Exit policy for financial institutions
I wrote a piece in the Mint newspaper yesterday arguing that instead of worrying about granting licences, financial regulators need to focus on exit policies:
Rogues thrive most in regulatory regimes designed to keep them out. This paradox arises because regulations that try to keep them out also unintentionally keep out the good entrants. The few rogues who do get in are able to thrive because they are shielded from competitors who might otherwise have driven them out of the market. Therefore, an open entry policy coupled with a ruthless exit policy might be the best way to keep the system clean.
In India there are two areas regulators are struggling to arrive at the right entry policy—stock exchanges and banks. It is a fact that it is very hard to get a licence for a new stock exchange or a new bank, but it is also very hard to cancel the licence of an existing stock exchange or an existing bank. We have many existing licensed stock exchanges and many existing banks that are so poorly run that they would be unlikely to get a licence today if they were applying for the first time. Yet, it is not easy to kick them out.
If anything, there is a case for a complete reversal of this policy regime. It should be very easy to start a new stock exchange or a new bank, but it should be much harder to retain the licence. The rationale for this approach is that it is very difficult for any regulator to figure out whether a particular set of promoters will be able to run a proposed stock exchange or bank well enough. This question is completely hypothetical and speculative at the entry stage, and the regulators are forced to extrapolate from the promoters’ experience in other sectors or environments to make an assessment if the given licensees are able to do well in the new venture. In contrast, it is much easier to assess whether an existing bank or stock exchange is well run or not. It is easier because we are now dealing with a question of fact and not speculating about hypothetical future possibilities.
It is easier for rogues to get past stringent entry barriers because they can spend enough money to acquire all the trappings of respectability. They can easily meet minimum capital requirements. They do often succeed in hiring distinguished personalities to serve on their boards (or in senior management positions) and lobby on their behalf. They can engage expensive consultants to prepare impressive business plans. Of course, once they have got the licence, they can discard these ostensible plans, sideline the “distinguished” personalities, and get on with their real business plans.
For these reasons, tough entry barriers do not really keep out the rogues. For example, of the 10 new banks licensed in India in the first phase in the 1990s, the majority were failures in the broadest sense.

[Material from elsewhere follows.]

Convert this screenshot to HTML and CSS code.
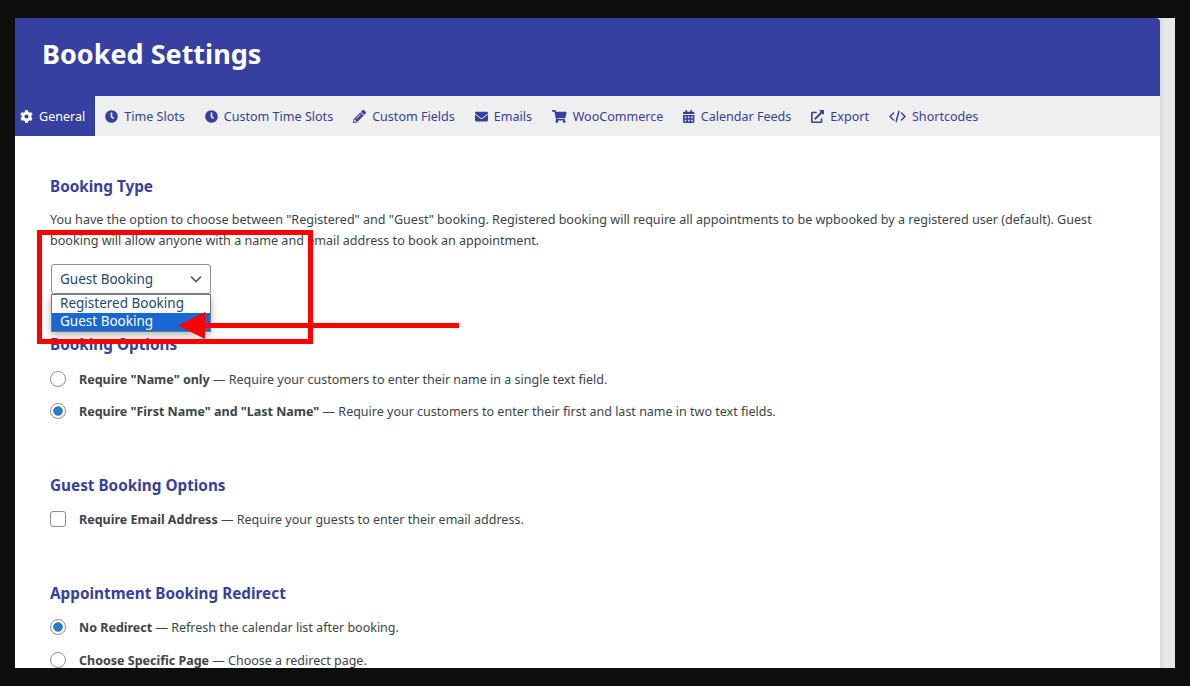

There were serious and honest promoters who failed because of environmental changes or genuine management mistakes, but that cannot be said of all the banks that failed. A tiny number of those who did not deserve banking licences did manage to obtain them despite very tough entry standards set by a regulatory process that was widely regarded as free of corruption. At the same time, a large number of serious professionals with valuable ideas would have been denied a licence because of the tight entry norms.
The principal objection to the idea of relying on a strong exit policy to keep the rogues in check is the problem of “too big to fail”. This objection has, I think, lost its force after the global financial crisis. It is now accepted that a financial intermediary that is too big to fail is simply too big to exist. Current regulatory thinking is that big institutions should prepare “living wills” or “funeral plans” that ensure that they can die gracefully.
The idea of “funeral plans” applies with equal force to stock exchanges and clearing corporations as well. There is a high probability that a large clearing corporation in a Group of Twenty (G-20) country (or for that matter even in a G-7 country) will fail over the next five years or so. Rather than pretend that central counterparties can never fail, we should be working hard to ensure that they could fail without dragging the whole system down with them. This means multiple central counterparties, which in turn means higher margins and collateral requirements. In a post crisis world, a lower level of leverage is probably not a bad thing.
It is often argued that stock exchanges are a natural monopoly because liquidity begets more liquidity and trading gravitates towards the most liquid trading venue. In reality, however, liquidity has many dimensions. A dark pool can be the best source of liquidity for some investors, while being a terrible trading venue for others. Moreover smart order routing can aggregate liquidity across multiple venues.
A financial system with numerous small banks, many exchanges and multiple central counter parties would be more robust. It would also have fewer rogues, or at least fewer big rogues who can do great damage.